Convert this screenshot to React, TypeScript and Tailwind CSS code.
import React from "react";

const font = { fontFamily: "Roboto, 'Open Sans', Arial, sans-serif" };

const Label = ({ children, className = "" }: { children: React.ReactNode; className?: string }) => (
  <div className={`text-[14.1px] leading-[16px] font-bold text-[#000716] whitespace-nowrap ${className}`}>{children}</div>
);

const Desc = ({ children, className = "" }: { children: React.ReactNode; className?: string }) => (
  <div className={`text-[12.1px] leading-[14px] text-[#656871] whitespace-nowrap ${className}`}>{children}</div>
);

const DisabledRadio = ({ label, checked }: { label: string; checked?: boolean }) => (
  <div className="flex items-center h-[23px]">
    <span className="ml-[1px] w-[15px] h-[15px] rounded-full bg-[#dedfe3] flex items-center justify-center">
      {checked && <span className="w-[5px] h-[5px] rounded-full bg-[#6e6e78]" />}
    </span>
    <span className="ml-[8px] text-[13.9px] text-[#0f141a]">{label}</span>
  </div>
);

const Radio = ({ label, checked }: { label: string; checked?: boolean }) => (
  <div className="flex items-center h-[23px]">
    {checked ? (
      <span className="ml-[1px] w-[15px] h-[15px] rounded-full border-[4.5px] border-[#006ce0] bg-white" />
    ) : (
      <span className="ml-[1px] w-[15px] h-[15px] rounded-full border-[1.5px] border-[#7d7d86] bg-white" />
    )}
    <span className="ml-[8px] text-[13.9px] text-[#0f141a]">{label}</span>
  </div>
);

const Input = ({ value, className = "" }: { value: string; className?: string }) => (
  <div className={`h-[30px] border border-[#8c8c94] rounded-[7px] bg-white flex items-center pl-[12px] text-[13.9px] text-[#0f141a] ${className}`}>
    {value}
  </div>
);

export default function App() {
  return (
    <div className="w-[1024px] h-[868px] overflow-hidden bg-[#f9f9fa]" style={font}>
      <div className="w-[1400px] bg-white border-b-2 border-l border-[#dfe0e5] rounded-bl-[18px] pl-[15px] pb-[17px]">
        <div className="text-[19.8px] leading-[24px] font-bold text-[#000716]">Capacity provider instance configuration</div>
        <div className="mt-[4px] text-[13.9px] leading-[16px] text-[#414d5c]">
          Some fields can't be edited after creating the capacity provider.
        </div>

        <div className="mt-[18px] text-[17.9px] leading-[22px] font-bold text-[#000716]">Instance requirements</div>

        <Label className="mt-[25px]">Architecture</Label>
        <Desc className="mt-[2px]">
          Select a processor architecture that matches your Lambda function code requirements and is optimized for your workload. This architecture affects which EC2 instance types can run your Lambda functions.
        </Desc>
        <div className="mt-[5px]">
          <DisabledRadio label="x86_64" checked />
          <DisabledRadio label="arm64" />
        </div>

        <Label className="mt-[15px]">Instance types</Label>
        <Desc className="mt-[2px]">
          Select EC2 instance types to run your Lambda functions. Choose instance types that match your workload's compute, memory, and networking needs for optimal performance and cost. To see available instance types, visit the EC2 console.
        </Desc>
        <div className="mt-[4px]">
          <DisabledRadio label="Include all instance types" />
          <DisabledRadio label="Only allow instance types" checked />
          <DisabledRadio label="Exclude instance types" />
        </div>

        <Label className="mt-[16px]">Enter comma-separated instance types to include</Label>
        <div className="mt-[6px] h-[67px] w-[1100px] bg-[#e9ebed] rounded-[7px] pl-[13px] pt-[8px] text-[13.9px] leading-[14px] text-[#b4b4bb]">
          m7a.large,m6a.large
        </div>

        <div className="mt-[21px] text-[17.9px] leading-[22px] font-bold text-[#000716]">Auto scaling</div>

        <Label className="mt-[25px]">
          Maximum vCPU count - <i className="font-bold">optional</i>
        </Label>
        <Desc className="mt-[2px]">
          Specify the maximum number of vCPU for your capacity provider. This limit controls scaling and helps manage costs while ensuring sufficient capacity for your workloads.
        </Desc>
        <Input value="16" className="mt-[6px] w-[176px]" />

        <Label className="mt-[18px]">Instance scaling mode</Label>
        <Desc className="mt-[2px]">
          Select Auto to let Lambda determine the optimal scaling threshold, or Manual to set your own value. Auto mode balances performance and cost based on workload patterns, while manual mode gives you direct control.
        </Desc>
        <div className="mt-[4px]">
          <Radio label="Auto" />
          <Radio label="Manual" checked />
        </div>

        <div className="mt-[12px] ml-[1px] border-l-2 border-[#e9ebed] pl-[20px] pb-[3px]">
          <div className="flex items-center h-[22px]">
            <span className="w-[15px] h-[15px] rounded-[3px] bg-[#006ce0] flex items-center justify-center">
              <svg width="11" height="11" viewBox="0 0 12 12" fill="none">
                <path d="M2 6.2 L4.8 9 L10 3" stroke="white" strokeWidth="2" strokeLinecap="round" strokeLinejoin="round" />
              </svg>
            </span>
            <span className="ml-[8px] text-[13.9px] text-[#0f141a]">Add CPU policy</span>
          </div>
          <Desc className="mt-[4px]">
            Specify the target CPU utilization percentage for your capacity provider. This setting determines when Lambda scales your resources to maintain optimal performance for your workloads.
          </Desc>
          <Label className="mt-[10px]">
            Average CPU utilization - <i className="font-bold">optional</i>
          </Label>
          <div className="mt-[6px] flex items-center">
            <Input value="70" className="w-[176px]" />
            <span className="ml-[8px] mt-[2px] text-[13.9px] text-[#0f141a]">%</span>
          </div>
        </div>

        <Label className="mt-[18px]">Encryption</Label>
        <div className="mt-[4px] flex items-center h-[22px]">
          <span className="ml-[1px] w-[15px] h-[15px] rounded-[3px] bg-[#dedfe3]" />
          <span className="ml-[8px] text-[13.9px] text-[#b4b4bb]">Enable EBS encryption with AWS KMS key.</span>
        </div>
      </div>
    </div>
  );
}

○ ○ ○ ○ ○

• Directions for this task
All of the material above needs to be retyped word for word.

• Final result
Convert this screenshot to React, TypeScript and Tailwind CSS code.
import React from "react";

const font = { fontFamily: "Roboto, 'Open Sans', Arial, sans-serif" };

const Label = ({ children, className = "" }: { children: React.ReactNode; className?: string }) => (
  <div className={`text-[14.1px] leading-[16px] font-bold text-[#000716] whitespace-nowrap ${className}`}>{children}</div>
);

const Desc = ({ children, className = "" }: { children: React.ReactNode; className?: string }) => (
  <div className={`text-[12.1px] leading-[14px] text-[#656871] whitespace-nowrap ${className}`}>{children}</div>
);

const DisabledRadio = ({ label, checked }: { label: string; checked?: boolean }) => (
  <div className="flex items-center h-[23px]">
    <span className="ml-[1px] w-[15px] h-[15px] rounded-full bg-[#dedfe3] flex items-center justify-center">
      {checked && <span className="w-[5px] h-[5px] rounded-full bg-[#6e6e78]" />}
    </span>
    <span className="ml-[8px] text-[13.9px] text-[#0f141a]">{label}</span>
  </div>
);

const Radio = ({ label, checked }: { label: string; checked?: boolean }) => (
  <div className="flex items-center h-[23px]">
    {checked ? (
      <span className="ml-[1px] w-[15px] h-[15px] rounded-full border-[4.5px] border-[#006ce0] bg-white" />
    ) : (
      <span className="ml-[1px] w-[15px] h-[15px] rounded-full border-[1.5px] border-[#7d7d86] bg-white" />
    )}
    <span className="ml-[8px] text-[13.9px] text-[#0f141a]">{label}</span>
  </div>
);

const Input = ({ value, className = "" }: { value: string; className?: string }) => (
  <div className={`h-[30px] border border-[#8c8c94] rounded-[7px] bg-white flex items-center pl-[12px] text-[13.9px] text-[#0f141a] ${className}`}>
    {value}
  </div>
);

export default function App() {
  return (
    <div className="w-[1024px] h-[868px] overflow-hidden bg-[#f9f9fa]" style={font}>
      <div className="w-[1400px] bg-white border-b-2 border-l border-[#dfe0e5] rounded-bl-[18px] pl-[15px] pb-[17px]">
        <div className="text-[19.8px] leading-[24px] font-bold text-[#000716]">Capacity provider instance configuration</div>
        <div className="mt-[4px] text-[13.9px] leading-[16px] text-[#414d5c]">
          Some fields can't be edited after creating the capacity provider.
        </div>

        <div className="mt-[18px] text-[17.9px] leading-[22px] font-bold text-[#000716]">Instance requirements</div>

        <Label className="mt-[25px]">Architecture</Label>
        <Desc className="mt-[2px]">
          Select a processor architecture that matches your Lambda function code requirements and is optimized for your workload. This architecture affects which EC2 instance types can run your Lambda functions.
        </Desc>
        <div className="mt-[5px]">
          <DisabledRadio label="x86_64" checked />
          <DisabledRadio label="arm64" />
        </div>

        <Label className="mt-[15px]">Instance types</Label>
        <Desc className="mt-[2px]">
          Select EC2 instance types to run your Lambda functions. Choose instance types that match your workload's compute, memory, and networking needs for optimal performance and cost. To see available instance types, visit the EC2 console.
        </Desc>
        <div className="mt-[4px]">
          <DisabledRadio label="Include all instance types" />
          <DisabledRadio label="Only allow instance types" checked />
          <DisabledRadio label="Exclude instance types" />
        </div>

        <Label className="mt-[16px]">Enter comma-separated instance types to include</Label>
        <div className="mt-[6px] h-[67px] w-[1100px] bg-[#e9ebed] rounded-[7px] pl-[13px] pt-[8px] text-[13.9px] leading-[14px] text-[#b4b4bb]">
          m7a.large,m6a.large
        </div>

        <div className="mt-[21px] text-[17.9px] leading-[22px] font-bold text-[#000716]">Auto scaling</div>

        <Label className="mt-[25px]">
          Maximum vCPU count - <i className="font-bold">optional</i>
        </Label>
        <Desc className="mt-[2px]">
          Specify the maximum number of vCPU for your capacity provider. This limit controls scaling and helps manage costs while ensuring sufficient capacity for your workloads.
        </Desc>
        <Input value="16" className="mt-[6px] w-[176px]" />

        <Label className="mt-[18px]">Instance scaling mode</Label>
        <Desc className="mt-[2px]">
          Select Auto to let Lambda determine the optimal scaling threshold, or Manual to set your own value. Auto mode balances performance and cost based on workload patterns, while manual mode gives you direct control.
        </Desc>
        <div className="mt-[4px]">
          <Radio label="Auto" />
          <Radio label="Manual" checked />
        </div>

        <div className="mt-[12px] ml-[1px] border-l-2 border-[#e9ebed] pl-[20px] pb-[3px]">
          <div className="flex items-center h-[22px]">
            <span className="w-[15px] h-[15px] rounded-[3px] bg-[#006ce0] flex items-center justify-center">
              <svg width="11" height="11" viewBox="0 0 12 12" fill="none">
                <path d="M2 6.2 L4.8 9 L10 3" stroke="white" strokeWidth="2" strokeLinecap="round" strokeLinejoin="round" />
              </svg>
            </span>
            <span className="ml-[8px] text-[13.9px] text-[#0f141a]">Add CPU policy</span>
          </div>
          <Desc className="mt-[4px]">
            Specify the target CPU utilization percentage for your capacity provider. This setting determines when Lambda scales your resources to maintain optimal performance for your workloads.
          </Desc>
          <Label className="mt-[10px]">
            Average CPU utilization - <i className="font-bold">optional</i>
          </Label>
          <div className="mt-[6px] flex items-center">
            <Input value="70" className="w-[176px]" />
            <span className="ml-[8px] mt-[2px] text-[13.9px] text-[#0f141a]">%</span>
          </div>
        </div>

        <Label className="mt-[18px]">Encryption</Label>
        <div className="mt-[4px] flex items-center h-[22px]">
          <span className="ml-[1px] w-[15px] h-[15px] rounded-[3px] bg-[#dedfe3]" />
          <span className="ml-[8px] text-[13.9px] text-[#b4b4bb]">Enable EBS encryption with AWS KMS key.</span>
        </div>
      </div>
    </div>
  );
}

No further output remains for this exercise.